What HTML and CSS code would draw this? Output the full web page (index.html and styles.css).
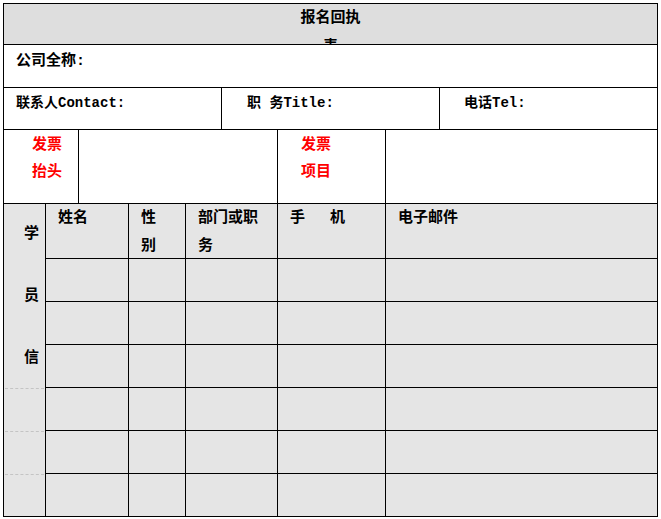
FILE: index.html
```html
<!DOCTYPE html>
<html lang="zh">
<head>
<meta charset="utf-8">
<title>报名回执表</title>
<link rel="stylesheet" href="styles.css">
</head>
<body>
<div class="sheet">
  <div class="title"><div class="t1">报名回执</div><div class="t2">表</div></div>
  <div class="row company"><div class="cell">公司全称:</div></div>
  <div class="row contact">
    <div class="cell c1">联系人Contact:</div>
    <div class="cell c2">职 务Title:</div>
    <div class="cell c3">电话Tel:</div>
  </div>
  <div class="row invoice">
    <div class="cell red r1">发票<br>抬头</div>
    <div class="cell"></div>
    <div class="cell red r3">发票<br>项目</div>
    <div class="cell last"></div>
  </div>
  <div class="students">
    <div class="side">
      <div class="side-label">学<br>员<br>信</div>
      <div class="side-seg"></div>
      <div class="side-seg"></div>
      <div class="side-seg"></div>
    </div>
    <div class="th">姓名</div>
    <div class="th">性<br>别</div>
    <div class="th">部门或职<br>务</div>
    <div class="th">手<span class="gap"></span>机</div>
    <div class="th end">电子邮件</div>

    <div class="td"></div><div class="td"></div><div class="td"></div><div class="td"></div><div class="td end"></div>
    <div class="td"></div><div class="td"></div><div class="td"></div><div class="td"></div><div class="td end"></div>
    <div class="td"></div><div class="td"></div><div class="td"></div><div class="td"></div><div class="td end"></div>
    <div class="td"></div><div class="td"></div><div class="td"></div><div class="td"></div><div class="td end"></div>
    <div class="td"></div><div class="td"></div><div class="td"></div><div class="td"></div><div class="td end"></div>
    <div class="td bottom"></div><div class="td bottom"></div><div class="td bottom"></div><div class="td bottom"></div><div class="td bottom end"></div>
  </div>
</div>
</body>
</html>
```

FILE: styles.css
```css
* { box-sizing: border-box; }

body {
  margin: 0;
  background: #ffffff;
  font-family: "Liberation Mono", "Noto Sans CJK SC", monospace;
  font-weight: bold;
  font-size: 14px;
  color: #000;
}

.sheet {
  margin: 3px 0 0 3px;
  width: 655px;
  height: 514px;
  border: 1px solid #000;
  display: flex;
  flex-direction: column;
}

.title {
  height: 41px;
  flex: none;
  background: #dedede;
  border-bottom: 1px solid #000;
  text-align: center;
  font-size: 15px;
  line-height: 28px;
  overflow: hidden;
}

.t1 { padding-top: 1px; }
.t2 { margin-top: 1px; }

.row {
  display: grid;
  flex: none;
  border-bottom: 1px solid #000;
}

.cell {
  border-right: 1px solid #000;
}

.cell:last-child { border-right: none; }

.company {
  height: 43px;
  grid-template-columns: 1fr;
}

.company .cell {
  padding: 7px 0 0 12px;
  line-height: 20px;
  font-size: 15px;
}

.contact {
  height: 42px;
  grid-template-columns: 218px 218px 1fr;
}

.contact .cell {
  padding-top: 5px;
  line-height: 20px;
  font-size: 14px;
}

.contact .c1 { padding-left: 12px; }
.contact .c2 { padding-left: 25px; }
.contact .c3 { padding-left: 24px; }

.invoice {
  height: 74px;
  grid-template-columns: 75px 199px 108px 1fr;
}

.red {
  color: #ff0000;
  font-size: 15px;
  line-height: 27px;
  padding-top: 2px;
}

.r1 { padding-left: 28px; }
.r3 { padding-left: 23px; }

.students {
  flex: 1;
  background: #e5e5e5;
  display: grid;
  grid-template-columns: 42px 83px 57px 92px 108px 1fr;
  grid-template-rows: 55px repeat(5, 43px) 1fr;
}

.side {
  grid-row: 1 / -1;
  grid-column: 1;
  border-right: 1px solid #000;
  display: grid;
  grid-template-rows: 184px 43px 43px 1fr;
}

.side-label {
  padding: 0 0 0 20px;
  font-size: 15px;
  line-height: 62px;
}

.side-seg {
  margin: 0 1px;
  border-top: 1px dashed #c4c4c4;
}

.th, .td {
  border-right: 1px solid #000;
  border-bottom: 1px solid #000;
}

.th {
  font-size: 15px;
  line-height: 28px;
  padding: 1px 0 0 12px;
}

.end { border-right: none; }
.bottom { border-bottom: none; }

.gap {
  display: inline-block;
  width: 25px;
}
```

AIM OF THE EXERCISE |
The listing above must be printed again exactly, minus its pictures.

EXERCISE ANSWER |
What HTML and CSS code would draw this? Output the full web page (index.html and styles.css).
FILE: index.html
```html
<!DOCTYPE html>
<html lang="zh">
<head>
<meta charset="utf-8">
<title>报名回执表</title>
<link rel="stylesheet" href="styles.css">
</head>
<body>
<div class="sheet">
  <div class="title"><div class="t1">报名回执</div><div class="t2">表</div></div>
  <div class="row company"><div class="cell">公司全称:</div></div>
  <div class="row contact">
    <div class="cell c1">联系人Contact:</div>
    <div class="cell c2">职 务Title:</div>
    <div class="cell c3">电话Tel:</div>
  </div>
  <div class="row invoice">
    <div class="cell red r1">发票<br>抬头</div>
    <div class="cell"></div>
    <div class="cell red r3">发票<br>项目</div>
    <div class="cell last"></div>
  </div>
  <div class="students">
    <div class="side">
      <div class="side-label">学<br>员<br>信</div>
      <div class="side-seg"></div>
      <div class="side-seg"></div>
      <div class="side-seg"></div>
    </div>
    <div class="th">姓名</div>
    <div class="th">性<br>别</div>
    <div class="th">部门或职<br>务</div>
    <div class="th">手<span class="gap"></span>机</div>
    <div class="th end">电子邮件</div>

    <div class="td"></div><div class="td"></div><div class="td"></div><div class="td"></div><div class="td end"></div>
    <div class="td"></div><div class="td"></div><div class="td"></div><div class="td"></div><div class="td end"></div>
    <div class="td"></div><div class="td"></div><div class="td"></div><div class="td"></div><div class="td end"></div>
    <div class="td"></div><div class="td"></div><div class="td"></div><div class="td"></div><div class="td end"></div>
    <div class="td"></div><div class="td"></div><div class="td"></div><div class="td"></div><div class="td end"></div>
    <div class="td bottom"></div><div class="td bottom"></div><div class="td bottom"></div><div class="td bottom"></div><div class="td bottom end"></div>
  </div>
</div>
</body>
</html>
```

FILE: styles.css
```css
* { box-sizing: border-box; }

body {
  margin: 0;
  background: #ffffff;
  font-family: "Liberation Mono", "Noto Sans CJK SC", monospace;
  font-weight: bold;
  font-size: 14px;
  color: #000;
}

.sheet {
  margin: 3px 0 0 3px;
  width: 655px;
  height: 514px;
  border: 1px solid #000;
  display: flex;
  flex-direction: column;
}

.title {
  height: 41px;
  flex: none;
  background: #dedede;
  border-bottom: 1px solid #000;
  text-align: center;
  font-size: 15px;
  line-height: 28px;
  overflow: hidden;
}

.t1 { padding-top: 1px; }
.t2 { margin-top: 1px; }

.row {
  display: grid;
  flex: none;
  border-bottom: 1px solid #000;
}

.cell {
  border-right: 1px solid #000;
}

.cell:last-child { border-right: none; }

.company {
  height: 43px;
  grid-template-columns: 1fr;
}

.company .cell {
  padding: 7px 0 0 12px;
  line-height: 20px;
  font-size: 15px;
}

.contact {
  height: 42px;
  grid-template-columns: 218px 218px 1fr;
}

.contact .cell {
  padding-top: 5px;
  line-height: 20px;
  font-size: 14px;
}

.contact .c1 { padding-left: 12px; }
.contact .c2 { padding-left: 25px; }
.contact .c3 { padding-left: 24px; }

.invoice {
  height: 74px;
  grid-template-columns: 75px 199px 108px 1fr;
}

.red {
  color: #ff0000;
  font-size: 15px;
  line-height: 27px;
  padding-top: 2px;
}

.r1 { padding-left: 28px; }
.r3 { padding-left: 23px; }

.students {
  flex: 1;
  background: #e5e5e5;
  display: grid;
  grid-template-columns: 42px 83px 57px 92px 108px 1fr;
  grid-template-rows: 55px repeat(5, 43px) 1fr;
}

.side {
  grid-row: 1 / -1;
  grid-column: 1;
  border-right: 1px solid #000;
  display: grid;
  grid-template-rows: 184px 43px 43px 1fr;
}

.side-label {
  padding: 0 0 0 20px;
  font-size: 15px;
  line-height: 62px;
}

.side-seg {
  margin: 0 1px;
  border-top: 1px dashed #c4c4c4;
}

.th, .td {
  border-right: 1px solid #000;
  border-bottom: 1px solid #000;
}

.th {
  font-size: 15px;
  line-height: 28px;
  padding: 1px 0 0 12px;
}

.end { border-right: none; }
.bottom { border-bottom: none; }

.gap {
  display: inline-block;
  width: 25px;
}
```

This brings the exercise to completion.